Kami meraih kemenangan 2-1 atas Qatar pada laga perdana Grup B. Dua gol kemenengan Indonesia dicetak Budi Sudarsono dan Ponaryo Astaman. Saya mendapat gelar
man of the match setelah pertandingan.
Namun, kami kembali gagal menebus dosa. Indonesia kembali tersingkir dari fase grup lantaran kalah dari China dan Bahrain di laga selanjutnya. Saya juga gagal mempersembahkan gelar juara di beberapa edisi meski sering menembus final. Apa mau dikata, saya harus pensiun dari Timnas Indonesia tanpa gelar.
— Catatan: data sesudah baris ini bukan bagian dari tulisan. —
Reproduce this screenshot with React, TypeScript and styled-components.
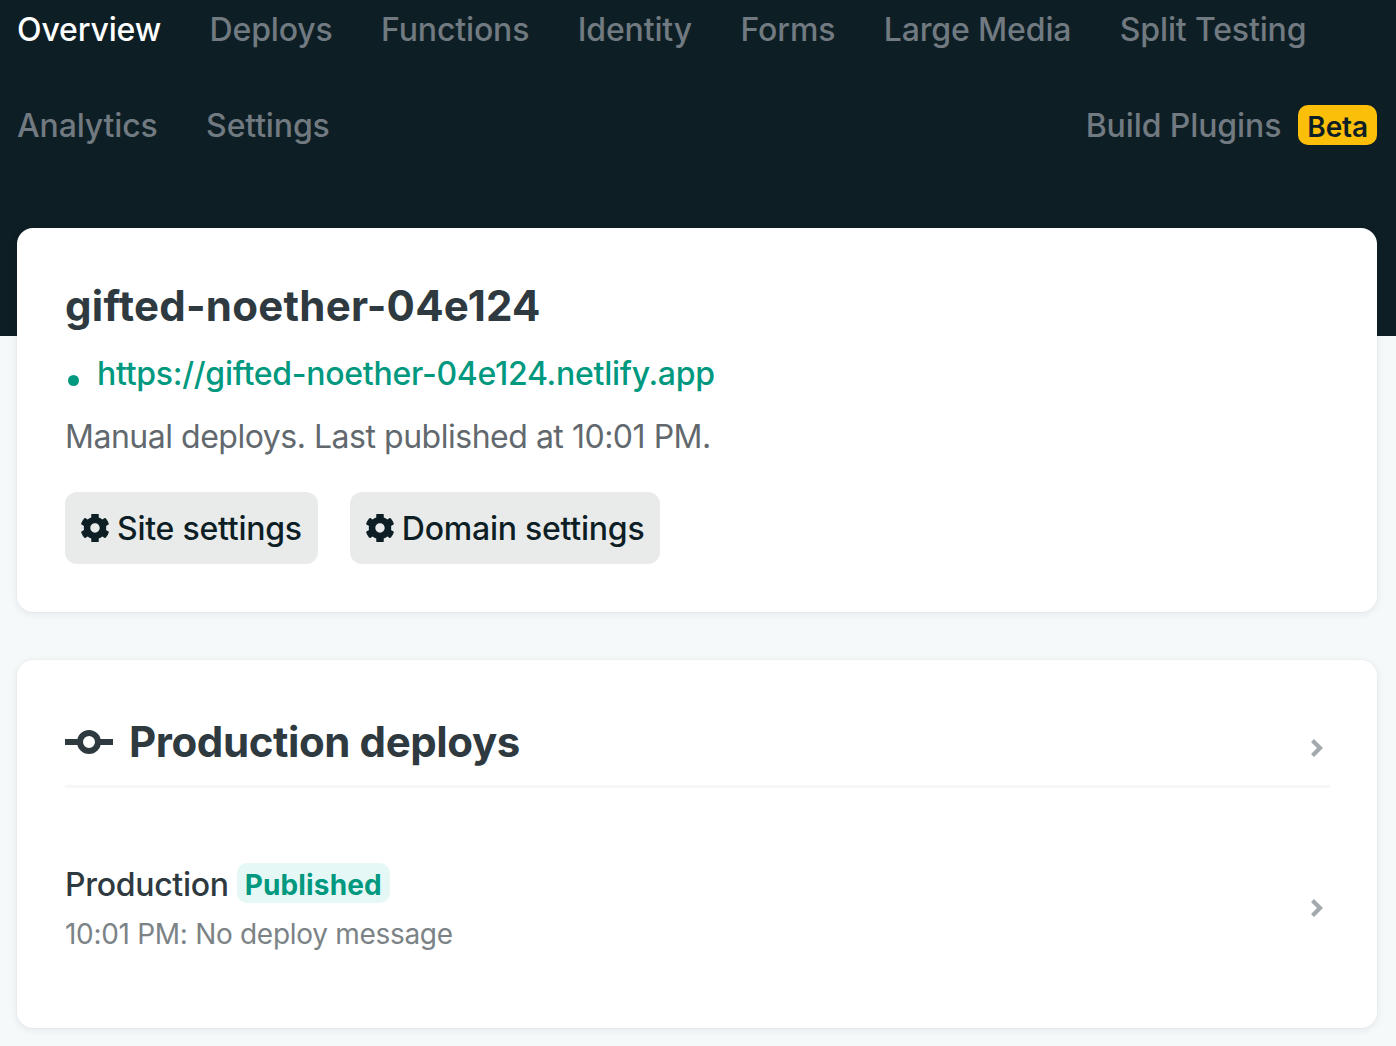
import React from "react";
import styled, { createGlobalStyle } from "styled-components";

const GlobalStyle = createGlobalStyle`
  html, body {
    margin: 0;
    padding: 0;
    background: #f6f9fa;
    font-family: "Inter", "Liberation Sans", sans-serif;
  }
`;

const Page = styled.div`
  width: 1396px;
  height: 1046px;
  overflow: hidden;
  background: linear-gradient(#0e1e25 336px, #f6f9fa 336px);
`;

const Nav = styled.nav`
  height: 228px;
  padding: 0 19px 0 17px;
  box-sizing: border-box;
`;

const NavRow = styled.div<{ $height: number }>`
  display: flex;
  align-items: center;
  height: ${(props) => props.$height}px;
`;

const NavItem = styled.a<{ $active?: boolean }>`
  font-size: 32px;
  font-weight: 500;
  line-height: 38px;
  letter-spacing: -0.15px;
  margin-right: 48.5px;
  color: ${(props) => (props.$active ? "#ffffff" : "#717a80")};
`;

const PluginsItem = styled.a`
  display: flex;
  align-items: center;
  margin: -1px 0 0 auto;
  gap: 17px;
  font-size: 32px;
  font-weight: 500;
  letter-spacing: -0.1px;
  color: #717a80;
`;

const BetaBadge = styled.span`
  display: block;
  height: 40px;
  line-height: 44px;
  padding: 0 9px;
  border-radius: 10px;
  background: #fbbf09;
  color: #0e1e25;
  font-size: 28px;
  font-weight: 600;
`;

const Main = styled.main`
  display: flex;
  flex-direction: column;
  gap: 48px;
  padding: 0 19px 0 17px;
`;

const Card = styled.section<{ $height: number }>`
  height: ${(props) => props.$height}px;
  box-sizing: border-box;
  padding: 0 47px 0 48px;
  background: #ffffff;
  border-radius: 16px;
  box-shadow: 0 0 0 1px rgba(14, 30, 37, 0.02), 0 2px 8px rgba(14, 30, 37, 0.08);
`;

const SiteName = styled.h1`
  margin: 0;
  padding-top: 52px;
  font-size: 42px;
  line-height: 52px;
  font-weight: 700;
  letter-spacing: 0.25px;
  color: #2e3a40;
`;

const UrlRow = styled.div`
  display: flex;
  align-items: center;
  margin-top: 17px;
  height: 48px;
`;

const Dot = styled.span`
  width: 11px;
  height: 11px;
  margin: 14px 18px 0 3px;
  border-radius: 50%;
  background: #00997f;
`;

const SiteUrl = styled.a`
  font-size: 32px;
  font-weight: 500;
  letter-spacing: -0.27px;
  color: #00997f;
`;

const Meta = styled.p`
  margin: 20px 0 0;
  font-size: 32px;
  line-height: 40px;
  letter-spacing: -0.48px;
  color: #62696e;
`;

const Actions = styled.div`
  display: flex;
  gap: 32px;
  margin-top: 35px;
`;

const ActionButton = styled.button`
  display: flex;
  align-items: center;
  gap: 8px;
  height: 72px;
  padding: 0 16px;
  border: 0;
  border-radius: 12px;
  background: #e9ebeb;
  color: #0e1e25;
  font-family: inherit;
  font-size: 32px;
  font-weight: 500;
  letter-spacing: -0.24px;
`;

const SectionHeader = styled.header`
  display: flex;
  align-items: center;
  justify-content: space-between;
  height: 128px;
  box-sizing: border-box;
  padding-top: 38px;
  border-bottom: 3px solid #f6f8f8;
`;

const SectionTitle = styled.h2`
  display: flex;
  align-items: center;
  gap: 16px;
  margin: 0;
  font-size: 42px;
  font-weight: 700;
  letter-spacing: -0.4px;
  color: #2e3a40;
`;

const DeployRow = styled.div`
  display: flex;
  align-items: center;
  justify-content: space-between;
  height: 240px;
`;

const DeployTitle = styled.div`
  display: flex;
  align-items: center;
  gap: 8px;
  height: 40px;
  font-size: 32px;
  font-weight: 500;
  letter-spacing: -0.3px;
  color: #2e3a40;
`;

const StatusBadge = styled.span`
  height: 40px;
  margin-bottom: 4px;
  line-height: 44px;
  padding: 0 8px;
  border-radius: 10px;
  background: #e6f8f6;
  color: #00997f;
  font-size: 28px;
  font-weight: 700;
  letter-spacing: 0.15px;
`;

const DeployMessage = styled.div`
  margin-top: 11px;
  font-size: 28px;
  line-height: 36px;
  letter-spacing: -0.3px;
  color: #7b8387;
`;

const ChevronSvg = styled.svg<{ $offset?: number }>`
  margin: ${(props) => props.$offset ?? 0}px 7px 0 0;
`;

const Chevron = ({ offset }: { offset?: number }) => (
  <ChevronSvg width="12" height="18" viewBox="0 0 12 18" $offset={offset}>
    <path d="M3 0 L12 9 L3 18 L0 15 L6 9 L0 3 Z" fill="#a3a9ac" />
  </ChevronSvg>
);

const Gear = () => (
  <svg width="28" height="28" viewBox="16 16 480 480" fill="#0e1e25">
    <path d="M487.4 315.7l-42.6-24.6c4.3-23.2 4.3-47 0-70.2l42.6-24.6c4.900-2.800 7.100-8.600 5.500-14-11.100-35.600-30-67.800-54.700-94.600-3.800-4.100-10-5.100-14.800-2.300L380.800 110c-17.900-15.400-38.500-27.300-60.800-35.100V25.800c0-5.600-3.900-10.500-9.400-11.700-36.700-8.200-74.300-7.800-109.200 0-5.500 1.200-9.400 6.100-9.400 11.700V75c-22.200 7.900-42.800 19.800-60.800 35.100L88.700 85.500c-4.900-2.800-11-1.900-14.800 2.300-24.700 26.700-43.600 58.900-54.700 94.600-1.700 5.400.6 11.200 5.500 14L67.300 221c-4.300 23.200-4.300 47 0 70.200l-42.600 24.600c-4.900 2.800-7.100 8.600-5.500 14 11.100 35.600 30 67.800 54.700 94.600 3.800 4.100 10 5.100 14.800 2.300l42.600-24.600c17.900 15.400 38.500 27.300 60.800 35.100v49.200c0 5.600 3.900 10.500 9.400 11.700 36.700 8.200 74.300 7.800 109.200 0 5.500-1.200 9.400-6.100 9.400-11.700v-49.200c22.200-7.900 42.800-19.800 60.800-35.100l42.600 24.600c4.900 2.800 11 1.900 14.800-2.300 24.700-26.700 43.600-58.900 54.700-94.600 1.500-5.500-.7-11.300-5.600-14.100zM256 336c-44.100 0-80-35.900-80-80s35.900-80 80-80 80 35.900 80 80-35.900 80-80 80z" />
  </svg>
);

const DeployIcon = () => (
  <svg width="48" height="24" viewBox="0 0 48 24" fill="none" stroke="#2e3a40" strokeWidth="6">
    <circle cx="24" cy="12" r="9" />
    <path d="M0 12h13M35 12h13" />
  </svg>
);

const navItems = ["Deploys", "Functions", "Identity", "Forms", "Large Media", "Split Testing"];

export default function App() {
  return (
    <Page>
      <GlobalStyle />
      <Nav>
        <NavRow $height={59}>
          <NavItem $active>Overview</NavItem>
          {navItems.map((item) => (
            <NavItem key={item}>{item}</NavItem>
          ))}
        </NavRow>
        <NavRow $height={133}>
          <NavItem>Analytics</NavItem>
          <NavItem>Settings</NavItem>
          <PluginsItem>
            Build Plugins
            <BetaBadge>Beta</BetaBadge>
          </PluginsItem>
        </NavRow>
      </Nav>
      <Main>
        <Card $height={384}>
          <SiteName>gifted-noether-04e124</SiteName>
          <UrlRow>
            <Dot />
            <SiteUrl>https://gifted-noether-04e124.netlify.app</SiteUrl>
          </UrlRow>
          <Meta>Manual deploys. Last published at 10:01 PM.</Meta>
          <Actions>
            <ActionButton>
              <Gear />
              Site settings
            </ActionButton>
            <ActionButton>
              <Gear />
              Domain settings
            </ActionButton>
          </Actions>
        </Card>
        <Card $height={368}>
          <SectionHeader>
            <SectionTitle>
              <DeployIcon />
              Production deploys
            </SectionTitle>
            <Chevron offset={12} />
          </SectionHeader>
          <DeployRow>
            <div>
              <DeployTitle>
                Production
                <StatusBadge>Published</StatusBadge>
              </DeployTitle>
              <DeployMessage>10:01 PM: No deploy message</DeployMessage>
            </div>
            <Chevron />
          </DeployRow>
        </Card>
      </Main>
    </Page>
  );
}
 Hendro Kartiko saat ini menjabat sebagai pelatih kiper di Timnas Indonesia U-22. (CNN Indonesia/Aulia Bintang Pratama) |
Di level klub saya boleh jadi salah satu pemain yang paling beruntung karena bisa meraih tiga gelar juara bersama tiga tim yang berbeda. Yaitu saaat membela PSM Makassar, Persebaya Surabaya, dan Sriwijaya FC.
Tapi saya tetap penasaran meraih gelar bersama Timnas Indonesia. Setelah gagal sebagai pemain, mungkin saya masih diberi kesempatan untuk mempersembahkan trofi sebagai pelatih. Saat ini saya punya kesempatan untuk mewujudkannya bersama Timnas Indonesia U-22. Pelatih Indra Sjafri mempercayakan saya untuk menempa kiper-kiper muda di skuat Garuda.
Saya tak bisa memaksakan pemain muda untuk meniru karakter saya di lapangan. Meledak-ledak, tegas, tapi juga tenang menghadapi situasi sulit di lapangan. Saya hanya bisa membagi pengalaman di lapangan, termasuk bagaimana harus melewati kenangan pahit. Karena setiap orang bisa bangkit dari keterpurukan apabila bersedia iklhas dan mau bekerja lebih keras untuk memperbaiki diri.
Anda harus tahu: Perjalanan karier saya di Timnas Indonesia tak selamanya berjalan mulus. Ada masa kelam yang tersisa di kepala. Tapi saya iklhas dan berusaha menebusnya dengan penampilan terbaik di hari-hari ke depan.
Jujur saya berharap bisa menebus 'dosa' dengan mengabdi kepada negara. Saya berharap pemain muda kita bisa memperbaiki kesalahan para seniornya kelak. Termasuk mempersembahkan gelar yang belum sempat kami raih pada masa itu.